▸ SUPPLIED MATERIAL
= = = =
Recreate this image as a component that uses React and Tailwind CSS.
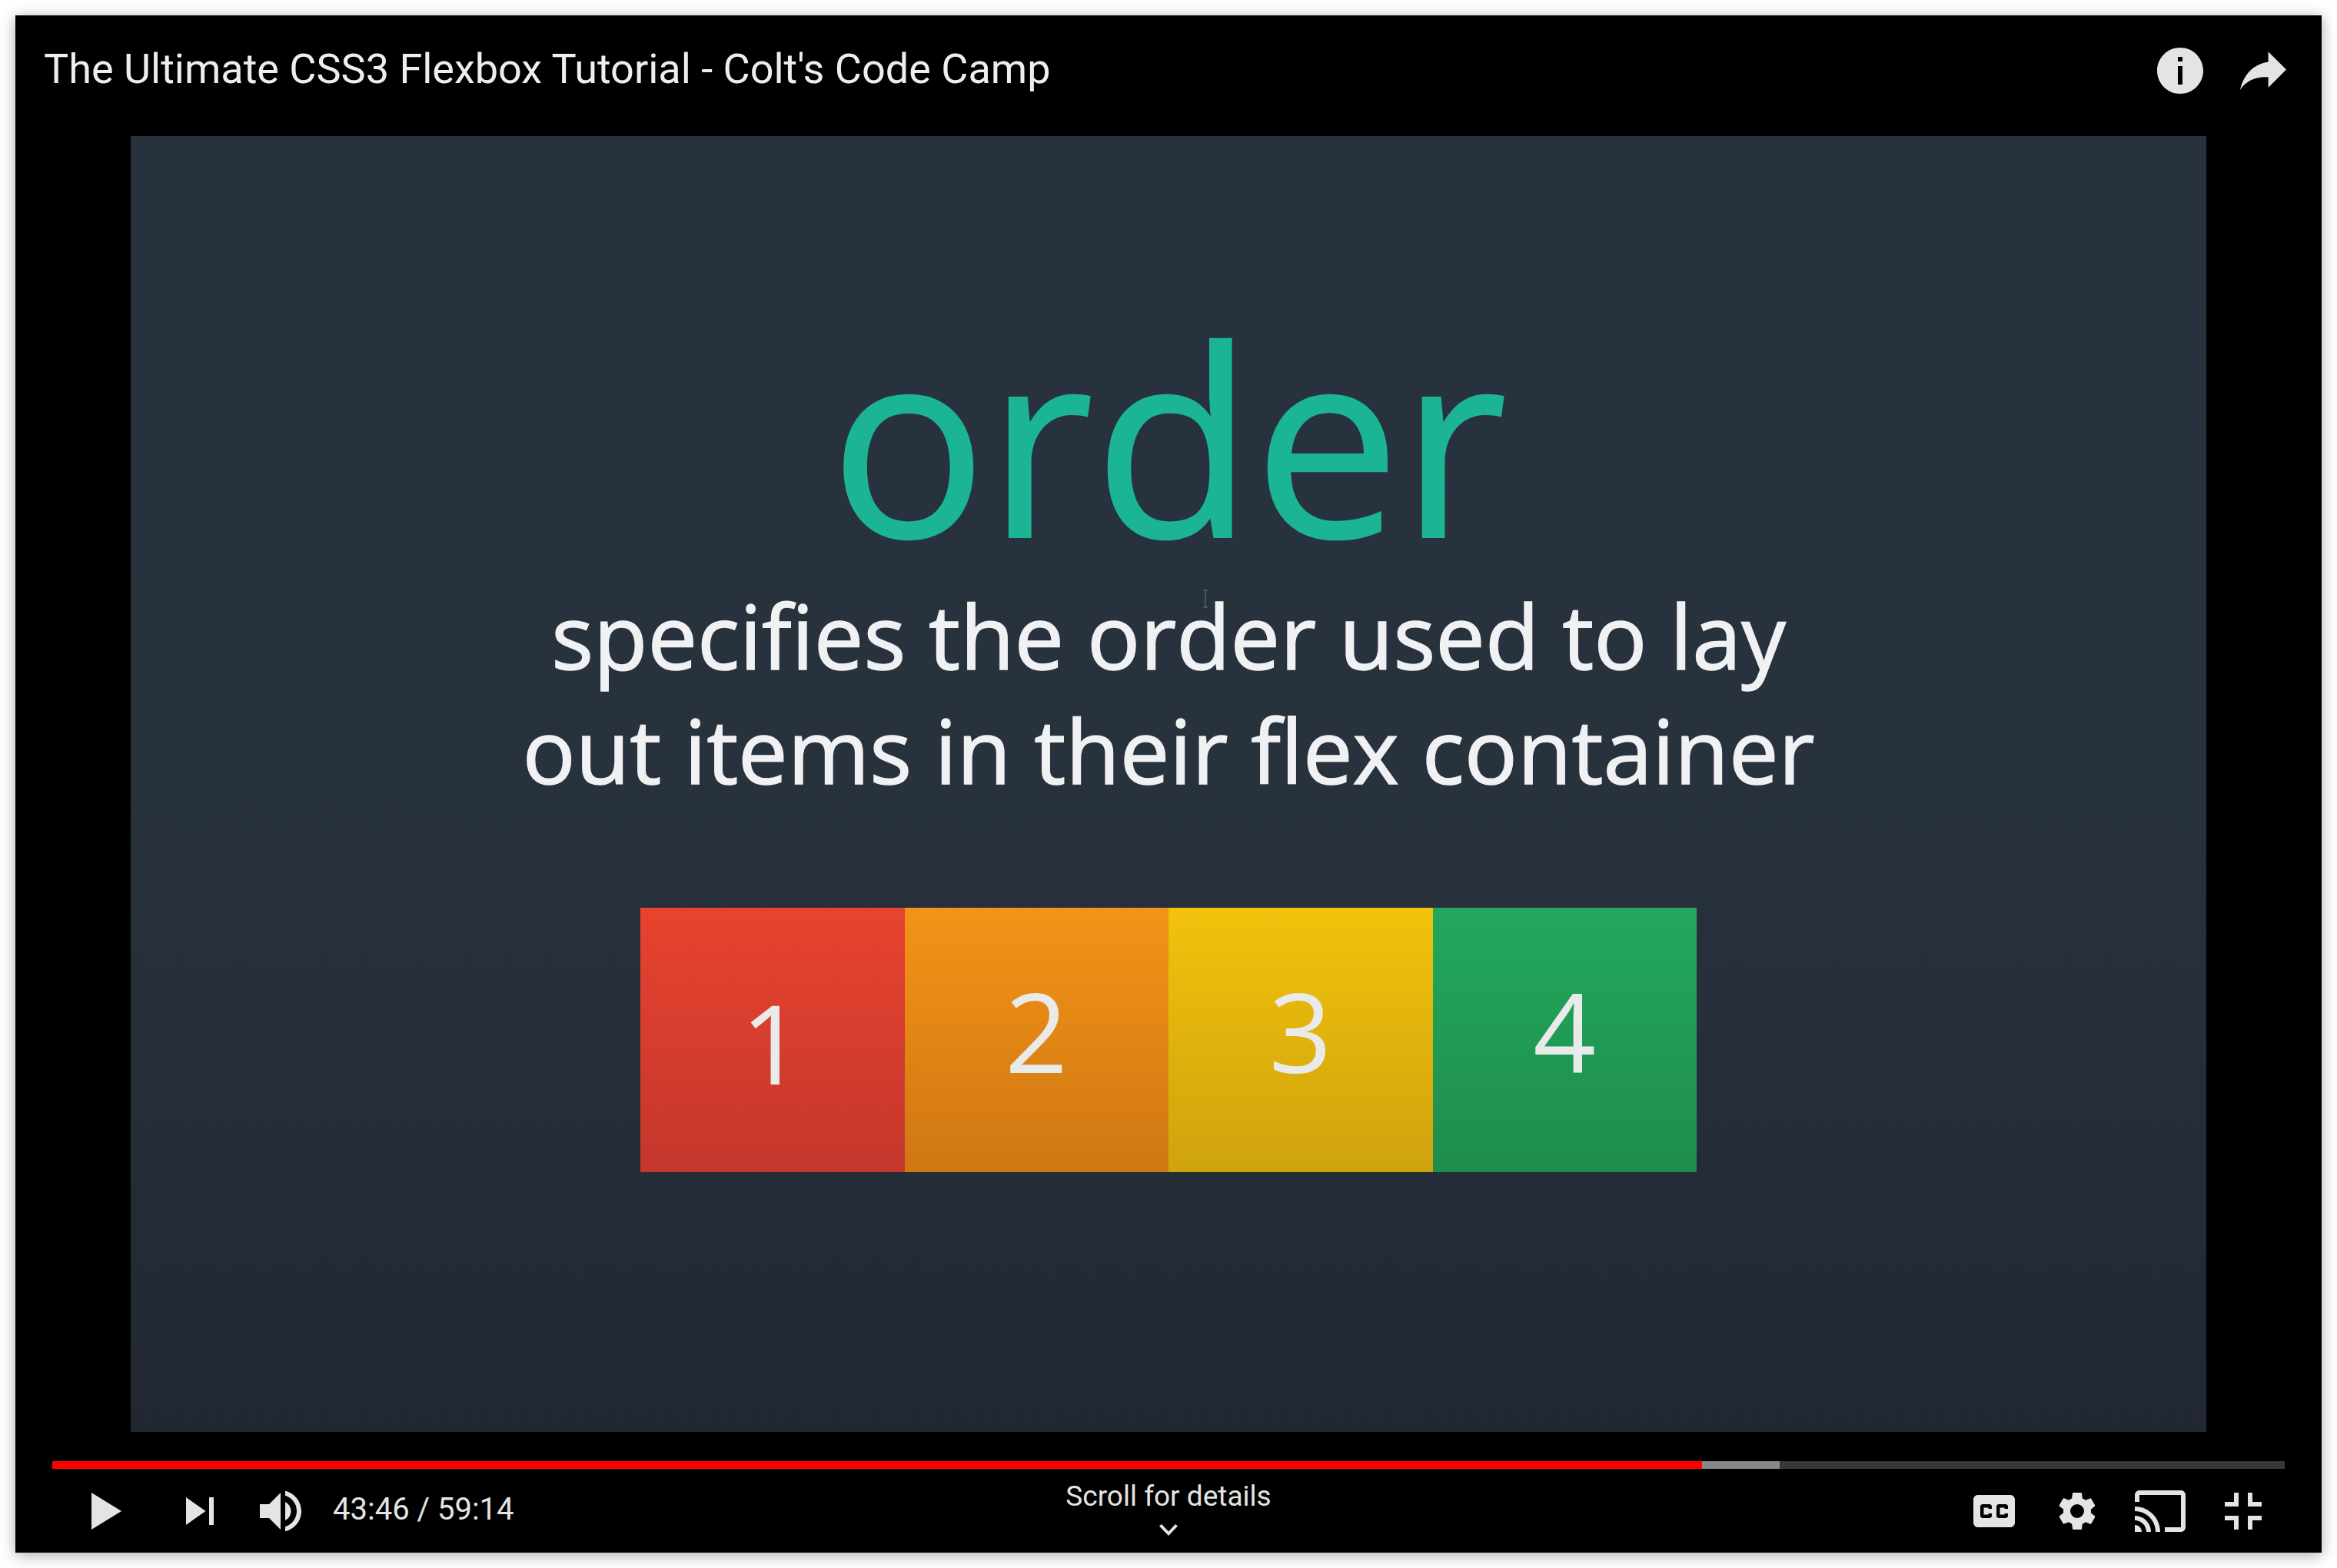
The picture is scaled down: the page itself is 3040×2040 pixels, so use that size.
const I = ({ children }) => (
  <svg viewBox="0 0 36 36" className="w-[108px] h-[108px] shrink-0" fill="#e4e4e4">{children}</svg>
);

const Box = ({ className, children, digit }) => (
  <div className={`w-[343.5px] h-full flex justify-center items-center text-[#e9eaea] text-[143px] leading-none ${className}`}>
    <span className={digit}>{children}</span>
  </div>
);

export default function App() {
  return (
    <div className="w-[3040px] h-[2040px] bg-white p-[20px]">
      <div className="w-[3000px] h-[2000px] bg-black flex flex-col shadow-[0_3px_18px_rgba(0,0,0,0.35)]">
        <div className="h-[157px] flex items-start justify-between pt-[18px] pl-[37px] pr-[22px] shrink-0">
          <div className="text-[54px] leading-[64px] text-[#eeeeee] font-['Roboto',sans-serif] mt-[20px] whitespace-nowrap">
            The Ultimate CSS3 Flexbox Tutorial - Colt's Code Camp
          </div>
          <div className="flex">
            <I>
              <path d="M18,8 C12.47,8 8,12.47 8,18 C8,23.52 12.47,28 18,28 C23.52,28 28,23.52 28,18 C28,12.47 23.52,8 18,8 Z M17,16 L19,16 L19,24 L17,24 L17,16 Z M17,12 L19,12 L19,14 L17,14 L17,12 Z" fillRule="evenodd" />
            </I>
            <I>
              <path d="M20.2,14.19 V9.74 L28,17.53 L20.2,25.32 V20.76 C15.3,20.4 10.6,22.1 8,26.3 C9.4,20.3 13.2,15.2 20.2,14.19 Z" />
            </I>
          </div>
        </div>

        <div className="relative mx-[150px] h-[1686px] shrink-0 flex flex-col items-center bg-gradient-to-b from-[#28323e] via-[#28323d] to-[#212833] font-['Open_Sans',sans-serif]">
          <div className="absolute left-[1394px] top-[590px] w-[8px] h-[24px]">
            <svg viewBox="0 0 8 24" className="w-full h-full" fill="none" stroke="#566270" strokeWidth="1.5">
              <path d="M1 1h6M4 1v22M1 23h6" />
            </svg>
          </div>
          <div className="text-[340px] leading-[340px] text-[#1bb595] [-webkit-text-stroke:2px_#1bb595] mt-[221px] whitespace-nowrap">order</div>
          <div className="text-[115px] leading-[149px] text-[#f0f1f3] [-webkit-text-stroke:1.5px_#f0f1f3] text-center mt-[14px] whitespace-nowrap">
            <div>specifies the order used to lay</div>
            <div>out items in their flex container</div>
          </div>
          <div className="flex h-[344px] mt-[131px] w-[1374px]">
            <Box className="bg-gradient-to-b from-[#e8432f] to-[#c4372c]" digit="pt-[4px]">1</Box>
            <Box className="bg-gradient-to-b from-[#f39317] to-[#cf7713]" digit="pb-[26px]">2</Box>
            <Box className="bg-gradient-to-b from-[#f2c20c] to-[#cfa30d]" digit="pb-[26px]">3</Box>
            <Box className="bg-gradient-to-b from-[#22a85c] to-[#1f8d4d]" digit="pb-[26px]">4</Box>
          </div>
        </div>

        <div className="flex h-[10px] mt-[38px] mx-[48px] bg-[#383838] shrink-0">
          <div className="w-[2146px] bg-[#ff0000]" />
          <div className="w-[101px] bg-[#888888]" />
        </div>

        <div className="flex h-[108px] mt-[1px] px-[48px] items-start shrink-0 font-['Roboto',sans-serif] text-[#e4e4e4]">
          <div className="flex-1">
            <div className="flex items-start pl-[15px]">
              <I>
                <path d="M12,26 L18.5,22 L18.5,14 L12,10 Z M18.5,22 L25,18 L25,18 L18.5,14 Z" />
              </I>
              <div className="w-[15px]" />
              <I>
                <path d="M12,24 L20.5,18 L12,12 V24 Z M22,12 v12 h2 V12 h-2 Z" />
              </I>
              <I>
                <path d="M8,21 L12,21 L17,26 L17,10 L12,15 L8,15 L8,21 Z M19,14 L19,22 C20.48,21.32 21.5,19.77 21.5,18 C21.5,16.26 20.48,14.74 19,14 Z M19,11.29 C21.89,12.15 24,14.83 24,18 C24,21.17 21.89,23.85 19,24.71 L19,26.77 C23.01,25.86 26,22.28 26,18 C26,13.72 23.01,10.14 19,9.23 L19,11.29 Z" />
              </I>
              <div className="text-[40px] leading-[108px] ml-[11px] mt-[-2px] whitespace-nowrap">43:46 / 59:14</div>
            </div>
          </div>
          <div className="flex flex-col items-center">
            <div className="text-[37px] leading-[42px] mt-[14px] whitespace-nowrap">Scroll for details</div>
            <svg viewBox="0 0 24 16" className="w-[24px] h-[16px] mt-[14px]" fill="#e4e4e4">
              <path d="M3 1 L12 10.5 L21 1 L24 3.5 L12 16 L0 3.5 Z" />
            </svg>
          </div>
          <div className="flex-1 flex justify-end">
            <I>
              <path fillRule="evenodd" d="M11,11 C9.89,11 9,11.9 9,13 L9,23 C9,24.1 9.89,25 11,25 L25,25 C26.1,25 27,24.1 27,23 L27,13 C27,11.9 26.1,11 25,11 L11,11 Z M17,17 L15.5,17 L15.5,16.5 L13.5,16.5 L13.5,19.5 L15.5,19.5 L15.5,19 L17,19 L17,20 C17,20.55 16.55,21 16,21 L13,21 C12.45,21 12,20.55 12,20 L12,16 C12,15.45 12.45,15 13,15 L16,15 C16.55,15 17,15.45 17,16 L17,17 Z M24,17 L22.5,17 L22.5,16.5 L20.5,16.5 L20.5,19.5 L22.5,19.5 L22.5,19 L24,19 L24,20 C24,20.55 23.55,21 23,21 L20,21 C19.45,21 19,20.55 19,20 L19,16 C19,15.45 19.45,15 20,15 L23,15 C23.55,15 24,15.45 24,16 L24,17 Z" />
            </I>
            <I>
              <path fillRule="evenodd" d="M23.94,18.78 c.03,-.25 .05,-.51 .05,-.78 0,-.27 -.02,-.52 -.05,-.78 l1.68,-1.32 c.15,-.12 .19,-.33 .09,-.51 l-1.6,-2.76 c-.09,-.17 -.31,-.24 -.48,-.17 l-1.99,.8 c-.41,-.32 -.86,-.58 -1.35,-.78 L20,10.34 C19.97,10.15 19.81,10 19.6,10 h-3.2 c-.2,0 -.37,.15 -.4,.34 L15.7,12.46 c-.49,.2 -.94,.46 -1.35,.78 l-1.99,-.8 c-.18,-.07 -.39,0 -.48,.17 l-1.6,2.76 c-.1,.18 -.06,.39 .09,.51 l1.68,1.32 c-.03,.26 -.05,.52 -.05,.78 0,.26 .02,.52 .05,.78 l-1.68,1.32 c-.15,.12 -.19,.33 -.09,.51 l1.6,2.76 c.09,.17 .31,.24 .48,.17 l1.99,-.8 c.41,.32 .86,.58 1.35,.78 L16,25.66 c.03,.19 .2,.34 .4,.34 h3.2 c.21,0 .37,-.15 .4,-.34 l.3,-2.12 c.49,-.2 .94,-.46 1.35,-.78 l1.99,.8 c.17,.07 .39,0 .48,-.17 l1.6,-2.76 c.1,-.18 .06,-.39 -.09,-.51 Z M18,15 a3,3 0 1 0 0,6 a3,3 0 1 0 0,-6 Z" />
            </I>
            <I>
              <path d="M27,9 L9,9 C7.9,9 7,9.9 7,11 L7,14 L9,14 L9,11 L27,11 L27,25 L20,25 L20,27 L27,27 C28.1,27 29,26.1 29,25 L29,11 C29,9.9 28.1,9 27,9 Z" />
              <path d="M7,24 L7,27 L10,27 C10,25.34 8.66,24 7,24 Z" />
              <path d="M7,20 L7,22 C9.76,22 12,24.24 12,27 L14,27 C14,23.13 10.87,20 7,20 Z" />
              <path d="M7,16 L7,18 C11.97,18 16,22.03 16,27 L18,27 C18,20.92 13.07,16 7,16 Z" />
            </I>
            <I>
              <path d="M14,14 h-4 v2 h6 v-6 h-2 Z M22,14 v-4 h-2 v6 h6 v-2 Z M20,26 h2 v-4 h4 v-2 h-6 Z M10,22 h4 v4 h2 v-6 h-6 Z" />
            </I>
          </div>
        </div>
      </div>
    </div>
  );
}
= = = =
▸ TASK OBJECTIVE
Copy every line above in which the string "that" shows up.

▸ SOLUTION FOR THIS PROBLEM
Recreate this image as a component that uses React and Tailwind CSS.
The picture is scaled down: the page itself is 3040×2040 pixels, so use that size.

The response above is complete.